# The task
Determine how many lines contain the string "this". Reply with that figure and nothing else.

++++ Records for the task ++++

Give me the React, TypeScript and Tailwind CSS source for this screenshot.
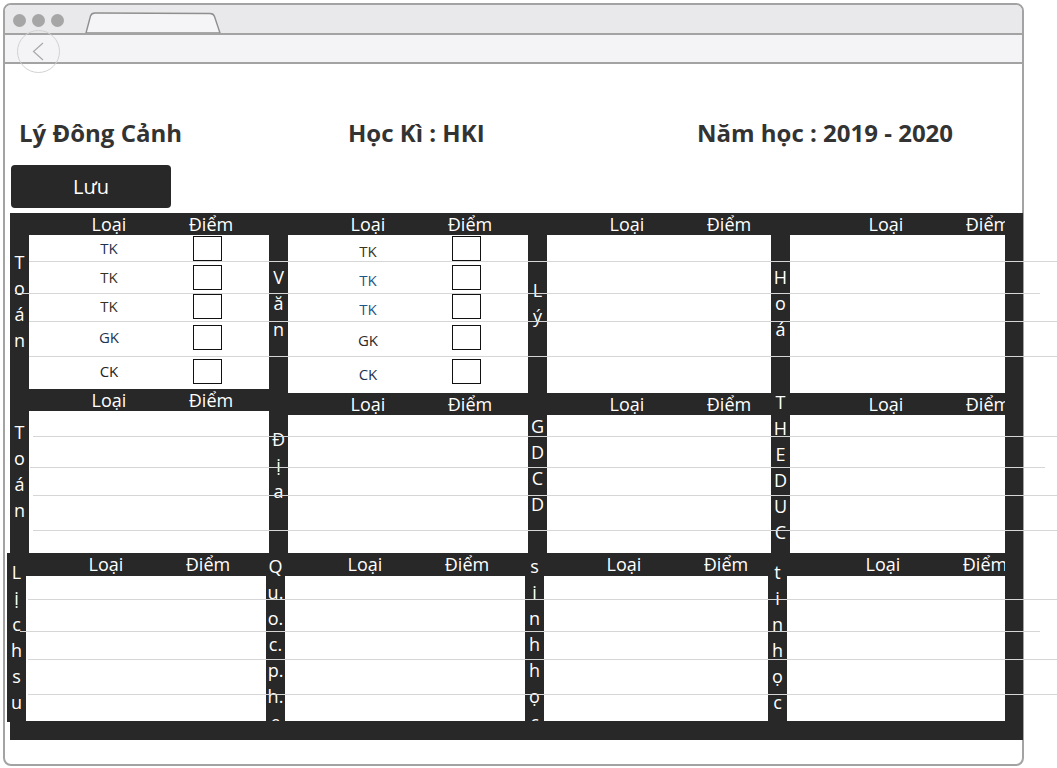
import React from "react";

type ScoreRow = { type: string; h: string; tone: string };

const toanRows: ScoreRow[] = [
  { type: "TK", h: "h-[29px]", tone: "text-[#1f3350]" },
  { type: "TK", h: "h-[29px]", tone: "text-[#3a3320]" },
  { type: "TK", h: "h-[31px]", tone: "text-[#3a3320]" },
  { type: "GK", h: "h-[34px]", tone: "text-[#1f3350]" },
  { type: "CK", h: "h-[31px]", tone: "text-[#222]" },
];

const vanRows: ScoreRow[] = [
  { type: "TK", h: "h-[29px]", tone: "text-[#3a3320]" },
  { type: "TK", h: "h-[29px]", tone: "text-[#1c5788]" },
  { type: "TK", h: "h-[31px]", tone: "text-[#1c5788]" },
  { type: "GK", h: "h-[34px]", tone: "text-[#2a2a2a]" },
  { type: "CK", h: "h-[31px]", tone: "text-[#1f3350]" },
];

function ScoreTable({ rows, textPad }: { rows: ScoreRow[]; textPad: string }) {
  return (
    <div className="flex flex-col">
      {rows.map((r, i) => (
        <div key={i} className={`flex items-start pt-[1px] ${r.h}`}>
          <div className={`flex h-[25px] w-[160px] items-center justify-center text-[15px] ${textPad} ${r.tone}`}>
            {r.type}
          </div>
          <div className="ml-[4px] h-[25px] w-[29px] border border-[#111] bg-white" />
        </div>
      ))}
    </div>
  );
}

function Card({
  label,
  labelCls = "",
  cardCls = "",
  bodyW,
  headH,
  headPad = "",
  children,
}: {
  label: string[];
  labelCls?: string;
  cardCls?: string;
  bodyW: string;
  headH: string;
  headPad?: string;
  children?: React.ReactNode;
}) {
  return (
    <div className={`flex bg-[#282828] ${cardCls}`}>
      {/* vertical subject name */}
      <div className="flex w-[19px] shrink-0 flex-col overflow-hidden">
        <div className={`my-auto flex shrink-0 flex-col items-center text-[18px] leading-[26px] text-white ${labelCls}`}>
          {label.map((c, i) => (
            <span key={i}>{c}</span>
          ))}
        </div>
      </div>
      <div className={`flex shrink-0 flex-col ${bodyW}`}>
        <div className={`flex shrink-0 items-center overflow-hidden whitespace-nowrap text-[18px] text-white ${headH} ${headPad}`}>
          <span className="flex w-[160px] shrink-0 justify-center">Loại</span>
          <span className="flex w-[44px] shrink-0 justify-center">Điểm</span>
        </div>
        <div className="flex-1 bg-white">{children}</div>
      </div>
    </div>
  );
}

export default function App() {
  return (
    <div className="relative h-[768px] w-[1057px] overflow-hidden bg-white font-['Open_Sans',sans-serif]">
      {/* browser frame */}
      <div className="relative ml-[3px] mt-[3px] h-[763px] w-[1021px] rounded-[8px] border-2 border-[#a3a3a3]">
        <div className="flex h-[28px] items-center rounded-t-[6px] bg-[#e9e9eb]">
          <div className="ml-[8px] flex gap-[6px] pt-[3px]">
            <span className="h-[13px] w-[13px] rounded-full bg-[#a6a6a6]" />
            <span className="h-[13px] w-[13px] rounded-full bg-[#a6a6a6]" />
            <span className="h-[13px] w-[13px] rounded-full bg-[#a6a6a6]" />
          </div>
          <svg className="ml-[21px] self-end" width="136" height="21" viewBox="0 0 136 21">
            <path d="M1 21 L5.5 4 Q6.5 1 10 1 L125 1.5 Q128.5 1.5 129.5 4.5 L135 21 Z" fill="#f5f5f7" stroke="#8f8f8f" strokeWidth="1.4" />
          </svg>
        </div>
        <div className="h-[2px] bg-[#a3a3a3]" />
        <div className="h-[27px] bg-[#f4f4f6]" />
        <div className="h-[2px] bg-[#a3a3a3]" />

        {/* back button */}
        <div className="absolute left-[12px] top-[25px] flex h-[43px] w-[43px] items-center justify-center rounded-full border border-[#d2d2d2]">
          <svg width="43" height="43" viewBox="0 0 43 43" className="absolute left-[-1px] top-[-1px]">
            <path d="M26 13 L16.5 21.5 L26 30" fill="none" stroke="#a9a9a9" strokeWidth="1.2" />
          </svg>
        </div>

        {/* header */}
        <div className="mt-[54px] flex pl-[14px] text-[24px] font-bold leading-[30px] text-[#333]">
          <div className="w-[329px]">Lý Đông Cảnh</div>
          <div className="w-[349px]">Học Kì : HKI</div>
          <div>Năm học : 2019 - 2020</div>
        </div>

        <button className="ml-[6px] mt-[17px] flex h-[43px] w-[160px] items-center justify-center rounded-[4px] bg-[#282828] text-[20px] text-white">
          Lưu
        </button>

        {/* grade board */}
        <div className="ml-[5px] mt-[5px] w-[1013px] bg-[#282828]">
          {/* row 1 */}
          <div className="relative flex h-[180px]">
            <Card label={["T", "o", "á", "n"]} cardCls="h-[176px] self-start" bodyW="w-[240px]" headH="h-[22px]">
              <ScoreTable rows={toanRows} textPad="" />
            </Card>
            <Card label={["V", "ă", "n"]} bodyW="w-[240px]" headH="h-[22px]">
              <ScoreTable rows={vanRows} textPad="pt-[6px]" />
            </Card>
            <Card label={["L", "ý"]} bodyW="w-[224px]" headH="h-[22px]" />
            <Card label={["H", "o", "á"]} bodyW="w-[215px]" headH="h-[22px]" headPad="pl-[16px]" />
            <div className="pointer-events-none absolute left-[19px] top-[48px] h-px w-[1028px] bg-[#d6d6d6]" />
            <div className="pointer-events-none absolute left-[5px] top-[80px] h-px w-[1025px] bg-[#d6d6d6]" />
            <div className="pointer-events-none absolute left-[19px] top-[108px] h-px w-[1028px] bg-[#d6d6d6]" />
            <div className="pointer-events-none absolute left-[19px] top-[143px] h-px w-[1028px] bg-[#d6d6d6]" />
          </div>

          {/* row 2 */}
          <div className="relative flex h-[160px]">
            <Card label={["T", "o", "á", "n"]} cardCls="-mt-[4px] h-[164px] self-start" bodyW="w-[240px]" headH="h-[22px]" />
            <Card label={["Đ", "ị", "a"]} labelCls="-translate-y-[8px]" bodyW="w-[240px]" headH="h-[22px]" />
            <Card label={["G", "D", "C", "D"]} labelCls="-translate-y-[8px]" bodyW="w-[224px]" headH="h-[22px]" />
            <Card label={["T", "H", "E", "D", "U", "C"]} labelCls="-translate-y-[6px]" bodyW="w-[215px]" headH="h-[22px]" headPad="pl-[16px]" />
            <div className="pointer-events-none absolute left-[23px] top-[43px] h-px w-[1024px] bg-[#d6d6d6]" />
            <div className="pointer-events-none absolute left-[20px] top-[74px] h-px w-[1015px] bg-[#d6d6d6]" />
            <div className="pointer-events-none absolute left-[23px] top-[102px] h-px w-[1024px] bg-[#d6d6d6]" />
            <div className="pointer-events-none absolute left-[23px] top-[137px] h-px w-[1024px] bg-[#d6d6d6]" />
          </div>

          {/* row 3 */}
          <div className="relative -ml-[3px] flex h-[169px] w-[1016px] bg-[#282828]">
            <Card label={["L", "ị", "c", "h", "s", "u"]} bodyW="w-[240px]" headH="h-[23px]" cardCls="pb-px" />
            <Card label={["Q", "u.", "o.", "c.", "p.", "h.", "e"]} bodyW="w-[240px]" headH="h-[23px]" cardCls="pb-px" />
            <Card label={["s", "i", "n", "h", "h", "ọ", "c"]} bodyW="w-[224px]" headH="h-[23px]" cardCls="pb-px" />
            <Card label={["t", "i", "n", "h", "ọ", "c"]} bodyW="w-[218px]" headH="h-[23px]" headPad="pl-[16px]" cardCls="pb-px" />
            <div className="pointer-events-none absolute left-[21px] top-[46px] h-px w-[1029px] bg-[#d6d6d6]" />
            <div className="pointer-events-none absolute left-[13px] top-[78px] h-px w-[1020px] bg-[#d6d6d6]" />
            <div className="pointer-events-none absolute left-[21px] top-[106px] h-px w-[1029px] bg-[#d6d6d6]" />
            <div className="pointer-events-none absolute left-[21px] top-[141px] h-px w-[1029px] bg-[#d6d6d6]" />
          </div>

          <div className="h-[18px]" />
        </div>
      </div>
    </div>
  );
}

++++
++++ Records for the task ++++

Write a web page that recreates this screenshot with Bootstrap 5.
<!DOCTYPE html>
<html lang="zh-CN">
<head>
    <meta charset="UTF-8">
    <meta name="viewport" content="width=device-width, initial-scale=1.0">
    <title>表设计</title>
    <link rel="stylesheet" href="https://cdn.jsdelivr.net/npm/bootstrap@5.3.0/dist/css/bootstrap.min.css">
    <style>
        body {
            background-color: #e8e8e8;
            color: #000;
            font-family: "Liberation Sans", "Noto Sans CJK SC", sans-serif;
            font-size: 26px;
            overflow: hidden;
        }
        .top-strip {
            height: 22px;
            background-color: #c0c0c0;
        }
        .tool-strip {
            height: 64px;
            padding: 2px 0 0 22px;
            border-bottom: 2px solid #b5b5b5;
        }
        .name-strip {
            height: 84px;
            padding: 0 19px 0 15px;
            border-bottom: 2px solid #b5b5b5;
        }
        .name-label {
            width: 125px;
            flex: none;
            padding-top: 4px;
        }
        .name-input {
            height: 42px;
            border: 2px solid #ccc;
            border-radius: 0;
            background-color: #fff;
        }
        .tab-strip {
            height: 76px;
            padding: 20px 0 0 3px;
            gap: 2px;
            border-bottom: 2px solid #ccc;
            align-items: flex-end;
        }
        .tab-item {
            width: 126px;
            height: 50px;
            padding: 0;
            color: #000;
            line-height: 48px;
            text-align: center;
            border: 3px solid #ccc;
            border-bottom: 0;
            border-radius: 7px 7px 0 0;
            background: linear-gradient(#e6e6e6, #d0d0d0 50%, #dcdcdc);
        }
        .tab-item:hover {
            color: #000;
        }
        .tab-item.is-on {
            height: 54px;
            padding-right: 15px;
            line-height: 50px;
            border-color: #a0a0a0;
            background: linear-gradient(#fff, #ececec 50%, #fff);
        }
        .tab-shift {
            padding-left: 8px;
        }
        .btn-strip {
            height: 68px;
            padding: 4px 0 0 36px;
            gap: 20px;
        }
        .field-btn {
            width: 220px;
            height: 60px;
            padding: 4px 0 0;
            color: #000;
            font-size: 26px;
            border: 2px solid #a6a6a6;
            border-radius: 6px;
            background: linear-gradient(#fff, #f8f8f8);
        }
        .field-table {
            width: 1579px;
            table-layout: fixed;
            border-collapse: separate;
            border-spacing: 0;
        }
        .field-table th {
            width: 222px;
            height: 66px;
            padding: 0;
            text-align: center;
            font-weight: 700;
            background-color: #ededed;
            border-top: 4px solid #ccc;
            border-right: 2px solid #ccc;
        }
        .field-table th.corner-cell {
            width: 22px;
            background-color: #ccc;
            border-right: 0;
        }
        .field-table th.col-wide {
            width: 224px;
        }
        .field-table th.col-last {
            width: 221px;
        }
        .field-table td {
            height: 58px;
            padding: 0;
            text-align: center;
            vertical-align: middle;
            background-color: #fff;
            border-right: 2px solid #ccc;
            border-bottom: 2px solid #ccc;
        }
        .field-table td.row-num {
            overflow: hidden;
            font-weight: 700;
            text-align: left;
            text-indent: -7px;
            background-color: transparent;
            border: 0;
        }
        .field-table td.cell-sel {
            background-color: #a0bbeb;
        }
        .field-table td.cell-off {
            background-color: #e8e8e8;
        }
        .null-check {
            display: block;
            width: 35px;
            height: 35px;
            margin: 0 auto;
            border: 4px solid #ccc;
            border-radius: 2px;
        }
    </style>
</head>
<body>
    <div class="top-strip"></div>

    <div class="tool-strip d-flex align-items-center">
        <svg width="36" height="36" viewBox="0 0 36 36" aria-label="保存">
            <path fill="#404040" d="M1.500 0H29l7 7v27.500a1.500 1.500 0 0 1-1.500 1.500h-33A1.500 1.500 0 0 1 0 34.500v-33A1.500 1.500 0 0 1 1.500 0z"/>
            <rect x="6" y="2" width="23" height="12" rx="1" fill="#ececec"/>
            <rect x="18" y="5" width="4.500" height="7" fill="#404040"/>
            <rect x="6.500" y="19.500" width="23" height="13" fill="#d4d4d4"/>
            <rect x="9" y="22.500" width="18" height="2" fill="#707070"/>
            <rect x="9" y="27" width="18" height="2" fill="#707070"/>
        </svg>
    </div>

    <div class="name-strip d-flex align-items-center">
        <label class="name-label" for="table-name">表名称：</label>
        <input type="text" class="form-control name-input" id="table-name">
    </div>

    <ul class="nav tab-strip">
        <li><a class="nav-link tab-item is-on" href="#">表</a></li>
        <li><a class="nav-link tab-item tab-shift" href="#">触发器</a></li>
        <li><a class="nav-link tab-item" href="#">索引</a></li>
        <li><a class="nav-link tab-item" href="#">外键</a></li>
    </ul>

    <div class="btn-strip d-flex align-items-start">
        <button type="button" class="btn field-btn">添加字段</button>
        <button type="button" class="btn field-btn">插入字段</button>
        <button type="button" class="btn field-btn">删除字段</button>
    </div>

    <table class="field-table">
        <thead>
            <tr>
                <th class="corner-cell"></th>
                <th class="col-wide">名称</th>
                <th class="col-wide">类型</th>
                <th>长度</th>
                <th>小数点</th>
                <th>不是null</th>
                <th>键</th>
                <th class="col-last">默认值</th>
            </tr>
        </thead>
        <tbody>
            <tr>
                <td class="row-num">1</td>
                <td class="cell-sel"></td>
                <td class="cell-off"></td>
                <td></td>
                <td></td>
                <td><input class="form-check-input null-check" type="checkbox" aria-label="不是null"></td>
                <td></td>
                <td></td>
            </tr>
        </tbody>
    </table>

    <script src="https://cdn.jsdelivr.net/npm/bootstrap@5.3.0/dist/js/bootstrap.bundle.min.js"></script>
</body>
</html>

++++

# Result of the exercise
2